[Interface markup and scripts]
————————

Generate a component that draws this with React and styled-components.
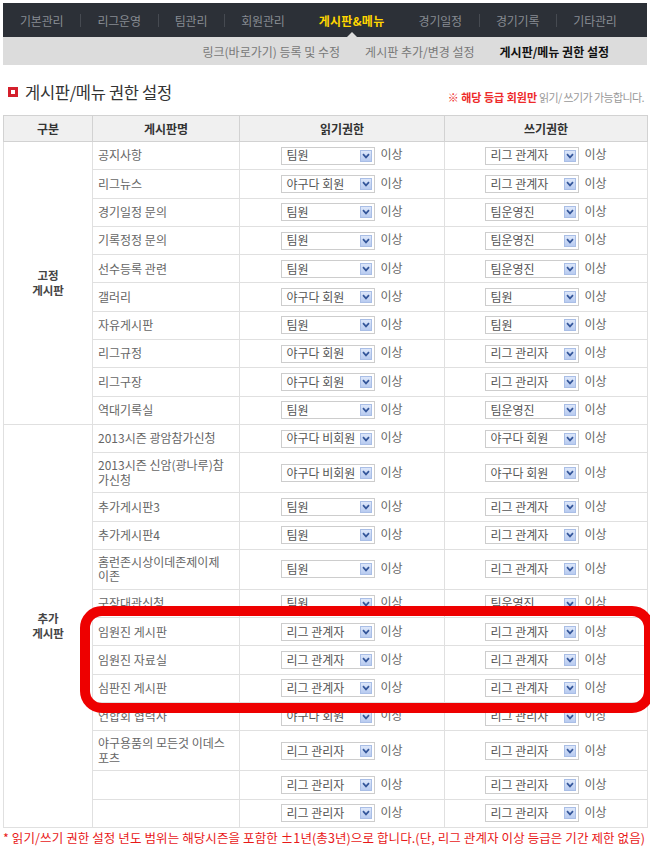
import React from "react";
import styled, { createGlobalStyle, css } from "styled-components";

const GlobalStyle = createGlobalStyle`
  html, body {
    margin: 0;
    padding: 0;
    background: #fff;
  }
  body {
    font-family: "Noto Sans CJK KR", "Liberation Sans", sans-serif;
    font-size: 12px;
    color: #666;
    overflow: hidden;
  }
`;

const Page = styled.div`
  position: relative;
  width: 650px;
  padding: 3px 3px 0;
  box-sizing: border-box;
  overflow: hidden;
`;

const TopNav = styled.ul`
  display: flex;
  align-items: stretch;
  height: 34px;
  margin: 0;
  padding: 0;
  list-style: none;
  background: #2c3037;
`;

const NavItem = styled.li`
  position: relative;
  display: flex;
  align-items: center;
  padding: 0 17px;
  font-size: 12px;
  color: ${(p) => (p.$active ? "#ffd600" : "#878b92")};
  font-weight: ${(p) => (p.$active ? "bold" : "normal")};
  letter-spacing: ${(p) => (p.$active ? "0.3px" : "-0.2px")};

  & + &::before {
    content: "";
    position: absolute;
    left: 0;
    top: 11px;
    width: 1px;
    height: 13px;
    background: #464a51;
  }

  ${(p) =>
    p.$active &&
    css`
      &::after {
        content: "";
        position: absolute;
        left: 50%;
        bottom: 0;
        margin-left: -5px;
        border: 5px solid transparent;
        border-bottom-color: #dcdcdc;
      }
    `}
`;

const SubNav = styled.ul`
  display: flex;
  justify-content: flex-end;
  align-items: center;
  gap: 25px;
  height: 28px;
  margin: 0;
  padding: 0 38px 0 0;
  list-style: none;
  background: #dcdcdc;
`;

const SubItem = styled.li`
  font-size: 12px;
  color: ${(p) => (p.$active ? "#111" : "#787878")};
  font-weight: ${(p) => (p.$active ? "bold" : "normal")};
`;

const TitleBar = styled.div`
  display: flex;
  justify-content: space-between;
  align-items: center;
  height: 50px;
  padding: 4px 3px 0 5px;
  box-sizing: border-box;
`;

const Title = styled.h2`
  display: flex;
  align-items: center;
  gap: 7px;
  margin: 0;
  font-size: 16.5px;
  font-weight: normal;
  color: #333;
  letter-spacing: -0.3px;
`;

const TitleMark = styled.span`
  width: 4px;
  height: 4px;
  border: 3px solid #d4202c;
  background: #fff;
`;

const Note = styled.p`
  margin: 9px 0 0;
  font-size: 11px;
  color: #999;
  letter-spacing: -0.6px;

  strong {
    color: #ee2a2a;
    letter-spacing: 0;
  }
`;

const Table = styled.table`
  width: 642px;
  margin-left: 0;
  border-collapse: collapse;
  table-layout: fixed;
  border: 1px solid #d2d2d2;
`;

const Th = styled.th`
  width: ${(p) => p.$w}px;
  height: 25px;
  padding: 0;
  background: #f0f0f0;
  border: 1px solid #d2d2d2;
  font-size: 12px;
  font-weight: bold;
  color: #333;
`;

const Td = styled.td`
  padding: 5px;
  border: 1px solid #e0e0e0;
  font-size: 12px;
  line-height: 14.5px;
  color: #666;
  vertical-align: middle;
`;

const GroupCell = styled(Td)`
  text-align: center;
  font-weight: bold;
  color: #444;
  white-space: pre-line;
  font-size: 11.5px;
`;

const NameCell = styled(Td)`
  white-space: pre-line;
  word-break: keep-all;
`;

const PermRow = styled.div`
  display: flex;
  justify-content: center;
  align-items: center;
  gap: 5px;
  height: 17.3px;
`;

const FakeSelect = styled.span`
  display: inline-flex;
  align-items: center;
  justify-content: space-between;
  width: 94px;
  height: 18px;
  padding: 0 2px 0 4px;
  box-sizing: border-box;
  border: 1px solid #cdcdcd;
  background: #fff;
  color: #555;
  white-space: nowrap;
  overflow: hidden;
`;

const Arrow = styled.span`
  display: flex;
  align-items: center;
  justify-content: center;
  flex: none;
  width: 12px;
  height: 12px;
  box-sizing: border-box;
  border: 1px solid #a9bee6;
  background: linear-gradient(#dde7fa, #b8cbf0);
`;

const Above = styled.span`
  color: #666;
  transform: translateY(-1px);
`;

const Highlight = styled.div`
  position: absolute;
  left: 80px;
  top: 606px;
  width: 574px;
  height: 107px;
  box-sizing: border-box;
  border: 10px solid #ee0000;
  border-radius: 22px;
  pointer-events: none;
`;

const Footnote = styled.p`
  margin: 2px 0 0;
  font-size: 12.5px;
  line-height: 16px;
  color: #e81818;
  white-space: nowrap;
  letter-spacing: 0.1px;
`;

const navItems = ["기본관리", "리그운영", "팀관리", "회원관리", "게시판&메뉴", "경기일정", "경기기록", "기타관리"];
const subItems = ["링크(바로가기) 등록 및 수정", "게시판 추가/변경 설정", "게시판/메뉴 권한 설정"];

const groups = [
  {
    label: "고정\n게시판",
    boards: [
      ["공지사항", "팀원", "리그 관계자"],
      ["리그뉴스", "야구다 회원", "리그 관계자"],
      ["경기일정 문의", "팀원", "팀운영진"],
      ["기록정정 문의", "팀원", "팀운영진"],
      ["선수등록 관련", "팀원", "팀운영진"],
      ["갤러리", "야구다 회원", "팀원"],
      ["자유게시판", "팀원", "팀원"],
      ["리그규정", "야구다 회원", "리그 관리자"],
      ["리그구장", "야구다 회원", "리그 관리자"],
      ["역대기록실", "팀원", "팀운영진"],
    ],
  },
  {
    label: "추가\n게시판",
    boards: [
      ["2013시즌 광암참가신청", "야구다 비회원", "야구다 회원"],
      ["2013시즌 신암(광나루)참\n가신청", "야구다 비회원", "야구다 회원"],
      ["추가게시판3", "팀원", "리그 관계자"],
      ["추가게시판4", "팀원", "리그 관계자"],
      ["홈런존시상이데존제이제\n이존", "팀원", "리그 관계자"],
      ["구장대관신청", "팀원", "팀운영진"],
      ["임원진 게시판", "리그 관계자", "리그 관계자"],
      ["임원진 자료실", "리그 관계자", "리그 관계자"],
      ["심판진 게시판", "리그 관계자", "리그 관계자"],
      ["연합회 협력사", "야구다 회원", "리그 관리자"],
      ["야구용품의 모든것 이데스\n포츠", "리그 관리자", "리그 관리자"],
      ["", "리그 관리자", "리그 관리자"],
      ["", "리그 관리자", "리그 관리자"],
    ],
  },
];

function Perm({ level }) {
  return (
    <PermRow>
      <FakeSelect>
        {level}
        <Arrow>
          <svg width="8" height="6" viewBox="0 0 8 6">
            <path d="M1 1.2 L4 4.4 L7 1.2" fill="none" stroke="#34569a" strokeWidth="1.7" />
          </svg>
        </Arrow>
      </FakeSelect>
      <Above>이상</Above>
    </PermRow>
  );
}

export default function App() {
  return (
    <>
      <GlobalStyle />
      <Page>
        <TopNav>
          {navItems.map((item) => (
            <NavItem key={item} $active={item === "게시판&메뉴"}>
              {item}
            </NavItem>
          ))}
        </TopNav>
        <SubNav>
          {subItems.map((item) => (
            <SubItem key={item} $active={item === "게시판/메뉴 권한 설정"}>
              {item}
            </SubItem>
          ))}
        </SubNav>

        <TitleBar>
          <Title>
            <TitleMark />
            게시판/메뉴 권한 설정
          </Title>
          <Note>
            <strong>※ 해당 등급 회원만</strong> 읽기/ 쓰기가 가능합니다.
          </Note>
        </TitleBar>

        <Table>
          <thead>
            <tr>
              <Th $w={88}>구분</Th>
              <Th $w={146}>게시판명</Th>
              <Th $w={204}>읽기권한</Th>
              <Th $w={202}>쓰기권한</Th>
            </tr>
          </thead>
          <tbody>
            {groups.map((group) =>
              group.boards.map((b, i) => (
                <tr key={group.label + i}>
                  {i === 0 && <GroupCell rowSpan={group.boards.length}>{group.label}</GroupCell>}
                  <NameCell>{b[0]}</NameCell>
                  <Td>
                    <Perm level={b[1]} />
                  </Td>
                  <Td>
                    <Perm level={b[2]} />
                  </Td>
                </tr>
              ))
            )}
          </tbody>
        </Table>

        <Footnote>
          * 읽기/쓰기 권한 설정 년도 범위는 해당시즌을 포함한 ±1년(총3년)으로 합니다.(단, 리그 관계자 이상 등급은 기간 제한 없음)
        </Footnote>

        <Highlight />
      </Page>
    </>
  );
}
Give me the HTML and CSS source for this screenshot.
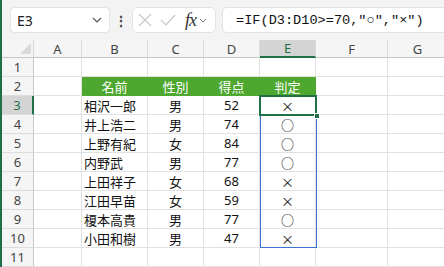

————————

Your task is to gather every line with the word "React" and copy it.

Generate a component that draws this with React and styled-components.
import React from "react";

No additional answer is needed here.